As a character, Gunther should be a familiar type to any le Carre fan; you could imagine le Carre, or his agent or publisher, asking the question, “What if George Smiley was involved in the War on Terror?” Gunther believes that spying involves patience (or, as a character in “The Russia House” puts it, “Spying is waiting”), checking facts and intelligence against other sources, recruiting sources, following people for long periods of time before moving in on them, and in general, avoiding the smash and grab routine of the CIA and his superiors. Gunther also doesn’t believe Karpov is a menace, unlike Dieter, and while he’s not above playing bad cop with Annabel to get her to work with him (Irna plays good cop), he wants her, and Tommy, to work with him, not against him, to help keep Issa safe. Le Carre’s novel, while being a pointed critique against the way the U.S. operated during the War on Terror, concentrated more on Issa, Annabel and Tommy, with Gunther merely being an equal among them. You could argue by pulling the focus towards Gunther, Corbijn and Bovell are marginalizing Issa and the other Muslim characters, but I don’t think they treat Issa and Dr. Abdullah in a clichéd way, and there’s certainly a lot to be gained from critiquing the War on Terror from the inside, in seeing how gathering intelligence should be done by people who know how. Corbijn’s previous film, The American, also dealt with that type of world, but while it featured a sharp performance by George Clooney in the title role, Corbijn didn’t have a handle on the story the way he does here. He and cinematographer Benoit Delhomme don’t light the movie like a usual spy movie, but they do capture how tense the atmosphere is, as well as the divide between the haves (Tommy) and the have-nots (the family Issa stays with). I also give Corbijn full credit for not compromising the ending, which is even more of a gut-punch than it was in the novel.

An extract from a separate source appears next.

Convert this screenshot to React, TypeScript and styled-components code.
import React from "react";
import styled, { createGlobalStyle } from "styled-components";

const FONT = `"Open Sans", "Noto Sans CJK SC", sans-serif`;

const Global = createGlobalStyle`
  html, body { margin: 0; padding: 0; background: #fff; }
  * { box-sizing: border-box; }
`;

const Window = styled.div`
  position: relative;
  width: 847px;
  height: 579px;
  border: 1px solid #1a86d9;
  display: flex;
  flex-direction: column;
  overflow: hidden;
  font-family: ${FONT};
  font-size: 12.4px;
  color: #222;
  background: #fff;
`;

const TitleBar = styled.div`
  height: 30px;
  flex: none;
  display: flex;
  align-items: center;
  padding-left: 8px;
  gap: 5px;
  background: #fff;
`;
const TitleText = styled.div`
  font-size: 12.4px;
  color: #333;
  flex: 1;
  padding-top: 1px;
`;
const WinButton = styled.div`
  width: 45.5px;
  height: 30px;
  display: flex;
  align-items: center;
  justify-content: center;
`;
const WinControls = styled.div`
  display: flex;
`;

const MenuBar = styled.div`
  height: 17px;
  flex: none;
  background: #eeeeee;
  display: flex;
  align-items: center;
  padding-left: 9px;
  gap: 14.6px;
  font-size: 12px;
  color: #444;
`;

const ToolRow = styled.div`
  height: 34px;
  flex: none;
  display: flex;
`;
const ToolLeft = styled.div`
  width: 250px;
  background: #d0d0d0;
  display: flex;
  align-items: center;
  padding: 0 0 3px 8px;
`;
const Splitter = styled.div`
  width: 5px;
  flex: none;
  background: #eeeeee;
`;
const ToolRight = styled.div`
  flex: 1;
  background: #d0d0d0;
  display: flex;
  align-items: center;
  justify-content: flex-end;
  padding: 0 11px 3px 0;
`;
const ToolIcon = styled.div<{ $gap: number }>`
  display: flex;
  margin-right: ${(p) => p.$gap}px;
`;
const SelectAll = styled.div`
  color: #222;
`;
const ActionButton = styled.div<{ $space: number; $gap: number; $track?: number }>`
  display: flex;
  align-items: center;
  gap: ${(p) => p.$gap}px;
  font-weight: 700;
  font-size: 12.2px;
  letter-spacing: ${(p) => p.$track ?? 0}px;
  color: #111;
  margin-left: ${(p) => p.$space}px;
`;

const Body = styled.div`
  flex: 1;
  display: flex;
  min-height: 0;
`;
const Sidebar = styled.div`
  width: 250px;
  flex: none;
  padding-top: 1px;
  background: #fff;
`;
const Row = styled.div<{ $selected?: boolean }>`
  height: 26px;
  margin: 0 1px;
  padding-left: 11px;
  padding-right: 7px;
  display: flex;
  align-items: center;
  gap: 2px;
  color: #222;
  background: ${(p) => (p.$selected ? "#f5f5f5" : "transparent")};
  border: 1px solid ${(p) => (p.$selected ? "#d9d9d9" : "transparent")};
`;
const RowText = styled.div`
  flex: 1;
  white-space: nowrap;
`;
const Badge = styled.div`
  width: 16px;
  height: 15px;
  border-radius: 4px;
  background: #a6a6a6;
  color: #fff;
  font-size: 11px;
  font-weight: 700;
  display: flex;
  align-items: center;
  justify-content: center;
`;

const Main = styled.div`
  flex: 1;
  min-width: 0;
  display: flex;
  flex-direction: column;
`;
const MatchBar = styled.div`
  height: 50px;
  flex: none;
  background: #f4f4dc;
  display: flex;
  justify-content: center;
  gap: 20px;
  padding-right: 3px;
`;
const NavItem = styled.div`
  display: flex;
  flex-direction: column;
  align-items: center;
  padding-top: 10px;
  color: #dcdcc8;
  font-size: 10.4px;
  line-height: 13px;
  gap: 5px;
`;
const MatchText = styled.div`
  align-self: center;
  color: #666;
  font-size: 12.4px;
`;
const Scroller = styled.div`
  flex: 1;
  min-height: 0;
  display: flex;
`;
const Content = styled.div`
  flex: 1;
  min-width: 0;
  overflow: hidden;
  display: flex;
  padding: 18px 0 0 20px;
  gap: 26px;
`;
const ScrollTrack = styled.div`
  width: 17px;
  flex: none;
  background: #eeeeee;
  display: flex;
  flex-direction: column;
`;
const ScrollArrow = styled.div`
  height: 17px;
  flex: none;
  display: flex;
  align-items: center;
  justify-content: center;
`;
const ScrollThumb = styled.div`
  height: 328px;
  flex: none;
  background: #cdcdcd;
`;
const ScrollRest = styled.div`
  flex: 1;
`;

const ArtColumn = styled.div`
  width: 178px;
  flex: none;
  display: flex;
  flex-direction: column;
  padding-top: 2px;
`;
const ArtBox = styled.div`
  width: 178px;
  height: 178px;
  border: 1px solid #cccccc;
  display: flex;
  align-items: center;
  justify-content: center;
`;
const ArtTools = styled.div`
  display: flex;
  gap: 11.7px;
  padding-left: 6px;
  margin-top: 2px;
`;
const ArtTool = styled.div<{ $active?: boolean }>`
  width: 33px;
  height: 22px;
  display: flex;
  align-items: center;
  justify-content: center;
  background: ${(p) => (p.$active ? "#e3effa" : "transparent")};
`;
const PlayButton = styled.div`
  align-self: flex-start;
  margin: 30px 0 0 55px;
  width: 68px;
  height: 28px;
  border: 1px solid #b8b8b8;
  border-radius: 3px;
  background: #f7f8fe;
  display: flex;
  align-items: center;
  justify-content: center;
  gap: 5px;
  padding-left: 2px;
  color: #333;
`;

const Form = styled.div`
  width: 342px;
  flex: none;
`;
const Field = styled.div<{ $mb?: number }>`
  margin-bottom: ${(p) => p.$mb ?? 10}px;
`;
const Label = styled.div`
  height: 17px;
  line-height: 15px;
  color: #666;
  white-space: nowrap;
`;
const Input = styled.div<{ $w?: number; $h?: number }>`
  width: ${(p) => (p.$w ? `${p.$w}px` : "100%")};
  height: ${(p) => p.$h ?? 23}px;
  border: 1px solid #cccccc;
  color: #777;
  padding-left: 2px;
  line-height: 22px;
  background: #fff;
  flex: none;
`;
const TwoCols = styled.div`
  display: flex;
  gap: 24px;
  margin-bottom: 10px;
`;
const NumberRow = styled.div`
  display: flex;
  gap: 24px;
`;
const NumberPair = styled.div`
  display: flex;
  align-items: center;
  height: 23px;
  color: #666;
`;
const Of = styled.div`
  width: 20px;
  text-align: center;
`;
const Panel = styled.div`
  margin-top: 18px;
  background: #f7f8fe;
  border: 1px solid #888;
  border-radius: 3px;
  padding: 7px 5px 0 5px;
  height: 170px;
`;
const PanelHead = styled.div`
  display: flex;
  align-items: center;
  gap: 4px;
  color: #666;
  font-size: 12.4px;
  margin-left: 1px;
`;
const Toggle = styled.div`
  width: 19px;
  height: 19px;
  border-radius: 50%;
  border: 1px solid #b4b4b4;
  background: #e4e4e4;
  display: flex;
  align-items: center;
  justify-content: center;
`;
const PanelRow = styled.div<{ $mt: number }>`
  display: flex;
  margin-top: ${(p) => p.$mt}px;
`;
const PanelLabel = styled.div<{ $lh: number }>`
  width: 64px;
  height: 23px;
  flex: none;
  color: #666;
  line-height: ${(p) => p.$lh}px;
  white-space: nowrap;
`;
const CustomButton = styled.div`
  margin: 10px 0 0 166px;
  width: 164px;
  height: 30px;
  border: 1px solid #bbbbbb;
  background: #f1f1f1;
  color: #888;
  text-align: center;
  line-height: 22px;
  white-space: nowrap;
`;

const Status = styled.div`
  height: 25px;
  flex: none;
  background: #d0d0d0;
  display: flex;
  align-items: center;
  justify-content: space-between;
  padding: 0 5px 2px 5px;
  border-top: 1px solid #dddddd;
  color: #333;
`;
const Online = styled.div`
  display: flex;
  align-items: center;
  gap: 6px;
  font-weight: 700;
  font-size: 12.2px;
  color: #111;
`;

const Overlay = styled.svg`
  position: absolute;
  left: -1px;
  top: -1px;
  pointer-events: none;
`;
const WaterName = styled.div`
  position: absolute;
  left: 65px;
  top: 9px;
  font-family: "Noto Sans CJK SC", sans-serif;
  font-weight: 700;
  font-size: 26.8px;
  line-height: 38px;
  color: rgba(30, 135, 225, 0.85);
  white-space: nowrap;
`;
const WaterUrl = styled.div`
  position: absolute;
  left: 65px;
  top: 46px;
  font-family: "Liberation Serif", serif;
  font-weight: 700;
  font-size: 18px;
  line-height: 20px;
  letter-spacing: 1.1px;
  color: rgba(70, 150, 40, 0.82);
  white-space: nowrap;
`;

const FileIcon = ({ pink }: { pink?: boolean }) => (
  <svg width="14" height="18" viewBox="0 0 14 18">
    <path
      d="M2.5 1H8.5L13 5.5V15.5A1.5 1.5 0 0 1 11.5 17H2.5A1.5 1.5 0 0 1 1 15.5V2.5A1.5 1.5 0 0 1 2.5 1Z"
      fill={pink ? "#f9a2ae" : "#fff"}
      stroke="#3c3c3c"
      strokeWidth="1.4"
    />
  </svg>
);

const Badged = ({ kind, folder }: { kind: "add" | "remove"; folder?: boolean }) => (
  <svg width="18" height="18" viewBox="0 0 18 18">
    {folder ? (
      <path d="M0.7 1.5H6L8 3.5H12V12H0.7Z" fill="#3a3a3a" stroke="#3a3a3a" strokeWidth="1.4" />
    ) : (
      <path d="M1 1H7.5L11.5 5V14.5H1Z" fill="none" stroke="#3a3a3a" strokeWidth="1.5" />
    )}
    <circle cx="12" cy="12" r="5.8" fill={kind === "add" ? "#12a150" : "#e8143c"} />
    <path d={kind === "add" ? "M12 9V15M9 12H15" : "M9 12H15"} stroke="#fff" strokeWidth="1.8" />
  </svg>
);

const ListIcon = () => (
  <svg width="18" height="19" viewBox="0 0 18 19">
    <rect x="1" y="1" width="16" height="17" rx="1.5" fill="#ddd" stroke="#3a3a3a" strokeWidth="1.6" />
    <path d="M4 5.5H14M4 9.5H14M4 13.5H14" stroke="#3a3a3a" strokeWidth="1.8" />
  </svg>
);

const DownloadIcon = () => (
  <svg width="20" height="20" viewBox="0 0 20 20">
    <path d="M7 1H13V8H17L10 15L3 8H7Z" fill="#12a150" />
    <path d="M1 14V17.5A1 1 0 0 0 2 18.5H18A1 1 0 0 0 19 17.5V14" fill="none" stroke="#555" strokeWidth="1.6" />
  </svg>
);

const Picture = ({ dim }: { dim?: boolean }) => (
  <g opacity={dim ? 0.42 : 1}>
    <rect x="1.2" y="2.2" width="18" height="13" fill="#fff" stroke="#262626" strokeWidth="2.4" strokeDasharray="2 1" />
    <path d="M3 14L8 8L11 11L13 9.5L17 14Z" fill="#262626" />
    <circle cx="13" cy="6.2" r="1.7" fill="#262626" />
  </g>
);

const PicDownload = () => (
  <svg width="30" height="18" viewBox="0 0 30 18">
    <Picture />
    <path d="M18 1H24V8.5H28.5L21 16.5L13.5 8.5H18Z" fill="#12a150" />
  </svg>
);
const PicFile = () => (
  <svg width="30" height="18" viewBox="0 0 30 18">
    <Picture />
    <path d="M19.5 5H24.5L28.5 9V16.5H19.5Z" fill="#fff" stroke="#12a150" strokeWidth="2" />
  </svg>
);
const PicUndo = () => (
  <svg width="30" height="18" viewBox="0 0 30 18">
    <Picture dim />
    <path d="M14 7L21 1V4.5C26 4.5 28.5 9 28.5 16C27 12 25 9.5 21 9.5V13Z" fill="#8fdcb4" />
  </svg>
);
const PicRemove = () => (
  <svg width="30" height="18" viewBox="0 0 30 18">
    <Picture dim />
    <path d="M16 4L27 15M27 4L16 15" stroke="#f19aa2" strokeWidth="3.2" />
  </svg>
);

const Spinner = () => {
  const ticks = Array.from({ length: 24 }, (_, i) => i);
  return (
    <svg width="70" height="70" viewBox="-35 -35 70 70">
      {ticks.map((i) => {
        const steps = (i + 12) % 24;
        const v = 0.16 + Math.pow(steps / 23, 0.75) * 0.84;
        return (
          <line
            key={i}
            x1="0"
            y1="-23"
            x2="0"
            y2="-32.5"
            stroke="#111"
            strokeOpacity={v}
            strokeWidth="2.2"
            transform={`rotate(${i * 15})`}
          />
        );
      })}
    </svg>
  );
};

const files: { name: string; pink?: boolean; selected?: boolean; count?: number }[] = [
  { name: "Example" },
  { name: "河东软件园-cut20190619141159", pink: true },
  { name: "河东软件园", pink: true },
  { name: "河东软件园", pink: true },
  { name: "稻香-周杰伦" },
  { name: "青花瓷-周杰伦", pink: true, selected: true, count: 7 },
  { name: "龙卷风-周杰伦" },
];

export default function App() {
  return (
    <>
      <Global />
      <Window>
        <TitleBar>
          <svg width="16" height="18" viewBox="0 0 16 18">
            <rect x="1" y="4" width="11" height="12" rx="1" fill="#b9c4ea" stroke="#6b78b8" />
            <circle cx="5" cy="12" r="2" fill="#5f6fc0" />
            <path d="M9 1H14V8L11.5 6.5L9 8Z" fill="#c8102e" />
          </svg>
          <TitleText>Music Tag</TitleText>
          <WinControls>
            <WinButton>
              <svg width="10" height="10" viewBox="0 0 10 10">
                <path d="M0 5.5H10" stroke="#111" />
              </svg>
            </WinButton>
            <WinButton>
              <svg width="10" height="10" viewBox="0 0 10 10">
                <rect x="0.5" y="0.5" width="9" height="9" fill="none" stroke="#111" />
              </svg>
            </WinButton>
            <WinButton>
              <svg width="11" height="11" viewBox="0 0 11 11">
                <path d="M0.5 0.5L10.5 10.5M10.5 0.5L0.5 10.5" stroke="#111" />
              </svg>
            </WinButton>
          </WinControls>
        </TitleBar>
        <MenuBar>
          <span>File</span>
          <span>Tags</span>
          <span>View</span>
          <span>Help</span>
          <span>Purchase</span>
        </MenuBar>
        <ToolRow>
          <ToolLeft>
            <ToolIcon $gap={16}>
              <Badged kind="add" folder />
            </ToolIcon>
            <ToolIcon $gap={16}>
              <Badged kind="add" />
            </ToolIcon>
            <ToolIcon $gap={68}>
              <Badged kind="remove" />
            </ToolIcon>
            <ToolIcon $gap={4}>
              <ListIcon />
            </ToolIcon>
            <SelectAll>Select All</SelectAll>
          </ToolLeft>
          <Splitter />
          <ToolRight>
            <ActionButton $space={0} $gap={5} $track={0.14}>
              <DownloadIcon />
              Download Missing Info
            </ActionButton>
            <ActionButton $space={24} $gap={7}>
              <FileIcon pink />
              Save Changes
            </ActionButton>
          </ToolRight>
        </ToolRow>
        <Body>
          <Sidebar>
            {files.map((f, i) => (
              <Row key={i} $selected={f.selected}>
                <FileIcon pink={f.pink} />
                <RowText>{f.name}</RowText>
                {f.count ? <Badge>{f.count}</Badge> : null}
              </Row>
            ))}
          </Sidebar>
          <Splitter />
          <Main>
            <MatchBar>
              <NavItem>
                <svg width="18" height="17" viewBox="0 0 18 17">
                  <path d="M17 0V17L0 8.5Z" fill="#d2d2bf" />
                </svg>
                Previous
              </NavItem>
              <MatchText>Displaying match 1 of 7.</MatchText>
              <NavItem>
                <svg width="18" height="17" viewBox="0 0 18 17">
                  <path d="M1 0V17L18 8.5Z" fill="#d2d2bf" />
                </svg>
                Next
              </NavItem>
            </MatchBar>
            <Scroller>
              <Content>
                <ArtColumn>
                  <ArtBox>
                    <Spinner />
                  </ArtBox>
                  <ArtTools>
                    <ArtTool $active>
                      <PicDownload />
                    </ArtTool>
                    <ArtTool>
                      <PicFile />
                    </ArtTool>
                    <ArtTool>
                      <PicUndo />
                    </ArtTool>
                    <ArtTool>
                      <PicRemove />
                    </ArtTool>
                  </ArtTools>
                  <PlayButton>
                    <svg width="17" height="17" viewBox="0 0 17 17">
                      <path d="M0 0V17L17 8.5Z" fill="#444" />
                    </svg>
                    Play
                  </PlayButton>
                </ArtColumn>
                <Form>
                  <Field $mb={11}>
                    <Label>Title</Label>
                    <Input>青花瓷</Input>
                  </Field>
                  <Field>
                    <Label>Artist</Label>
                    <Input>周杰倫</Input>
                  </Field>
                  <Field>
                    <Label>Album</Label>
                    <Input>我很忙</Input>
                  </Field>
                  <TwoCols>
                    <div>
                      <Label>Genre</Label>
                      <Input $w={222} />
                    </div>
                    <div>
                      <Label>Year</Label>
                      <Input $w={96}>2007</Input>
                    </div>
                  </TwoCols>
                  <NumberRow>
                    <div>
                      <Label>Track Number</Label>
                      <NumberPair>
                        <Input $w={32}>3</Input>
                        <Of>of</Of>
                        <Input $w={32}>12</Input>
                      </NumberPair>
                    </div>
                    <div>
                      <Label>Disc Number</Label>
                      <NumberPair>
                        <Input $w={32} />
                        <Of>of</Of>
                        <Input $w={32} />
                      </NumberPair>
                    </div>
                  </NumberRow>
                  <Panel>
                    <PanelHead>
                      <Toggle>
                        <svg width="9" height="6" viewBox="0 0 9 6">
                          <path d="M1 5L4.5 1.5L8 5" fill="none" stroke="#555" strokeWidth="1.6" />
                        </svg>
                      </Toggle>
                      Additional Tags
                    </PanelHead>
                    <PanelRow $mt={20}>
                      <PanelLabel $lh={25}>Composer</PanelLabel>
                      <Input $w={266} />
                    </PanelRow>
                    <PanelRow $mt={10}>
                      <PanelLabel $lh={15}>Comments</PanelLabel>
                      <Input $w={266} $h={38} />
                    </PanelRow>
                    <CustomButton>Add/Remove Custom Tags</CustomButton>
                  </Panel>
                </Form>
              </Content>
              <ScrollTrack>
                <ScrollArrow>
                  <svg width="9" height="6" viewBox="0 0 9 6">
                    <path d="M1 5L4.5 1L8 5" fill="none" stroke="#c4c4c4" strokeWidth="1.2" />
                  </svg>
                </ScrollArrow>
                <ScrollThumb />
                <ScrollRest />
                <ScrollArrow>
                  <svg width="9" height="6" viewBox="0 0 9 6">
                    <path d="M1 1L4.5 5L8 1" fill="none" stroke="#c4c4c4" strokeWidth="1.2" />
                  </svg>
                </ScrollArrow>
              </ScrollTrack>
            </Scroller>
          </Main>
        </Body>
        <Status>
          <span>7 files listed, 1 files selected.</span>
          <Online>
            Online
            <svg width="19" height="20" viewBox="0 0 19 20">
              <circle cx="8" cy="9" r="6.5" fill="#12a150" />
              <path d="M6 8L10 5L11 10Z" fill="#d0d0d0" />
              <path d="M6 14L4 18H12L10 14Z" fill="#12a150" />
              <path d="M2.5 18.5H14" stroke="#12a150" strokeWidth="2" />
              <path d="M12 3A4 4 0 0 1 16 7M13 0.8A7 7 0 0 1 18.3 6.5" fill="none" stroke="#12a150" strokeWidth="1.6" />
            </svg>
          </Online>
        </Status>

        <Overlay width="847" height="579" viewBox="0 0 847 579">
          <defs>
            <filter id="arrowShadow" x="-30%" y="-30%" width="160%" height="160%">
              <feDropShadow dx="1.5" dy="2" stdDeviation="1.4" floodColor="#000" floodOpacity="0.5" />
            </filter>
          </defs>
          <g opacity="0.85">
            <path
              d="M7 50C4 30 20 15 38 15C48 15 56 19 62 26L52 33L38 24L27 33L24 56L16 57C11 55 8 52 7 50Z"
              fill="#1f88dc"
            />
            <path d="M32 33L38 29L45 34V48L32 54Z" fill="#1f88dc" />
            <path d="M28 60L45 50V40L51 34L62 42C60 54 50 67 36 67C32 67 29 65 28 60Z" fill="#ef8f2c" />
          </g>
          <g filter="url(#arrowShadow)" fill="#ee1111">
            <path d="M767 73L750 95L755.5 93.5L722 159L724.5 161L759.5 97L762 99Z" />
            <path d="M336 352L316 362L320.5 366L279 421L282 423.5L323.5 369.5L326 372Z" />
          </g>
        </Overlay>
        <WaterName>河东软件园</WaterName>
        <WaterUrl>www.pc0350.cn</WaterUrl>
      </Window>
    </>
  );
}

Gunther with Tommy Brue (Willem Dafoe).

Bruhl, best known here for his work in Inglourious Basterds and Captain America: Civil War, doesn’t have a lot to do here, but he’s convincing as an intelligence officer and electronics expert. Hoss, best known for the films she’s done with director Christian Petzold, brings strength and intelligence to Irna, and she keeps up well with Hoffman. Wright is able to keep you guessing throughout of her motives. McAdams’ German accent is a bit shaky at times, but she carries herself well as the lawyer, and she’s especially good when Annabel is with Issa and trying not to reveal she’s been recruited by Gunther. And Dafoe is dependable as always. But it’s Hoffman’s show here. He looks ragged here, which fits the character (who seems to live on coffee, cigarettes and booze), but you can always see his mind working, and he even brings a bit of humor to the role (when Martha asks if his being in Hamburg is punishment for his networks being blown in Berlin, he replies, “Depends on whether you like Hamburg”). A Most Wanted Man may not be as morally complex as The Spy Who Came in From the Cold or Tinker Tailor Soldier Spy, but it hits you on a gut level just the same, and it gave one of the best actors of all time a great role to end his career on, even if it was sadly cut short.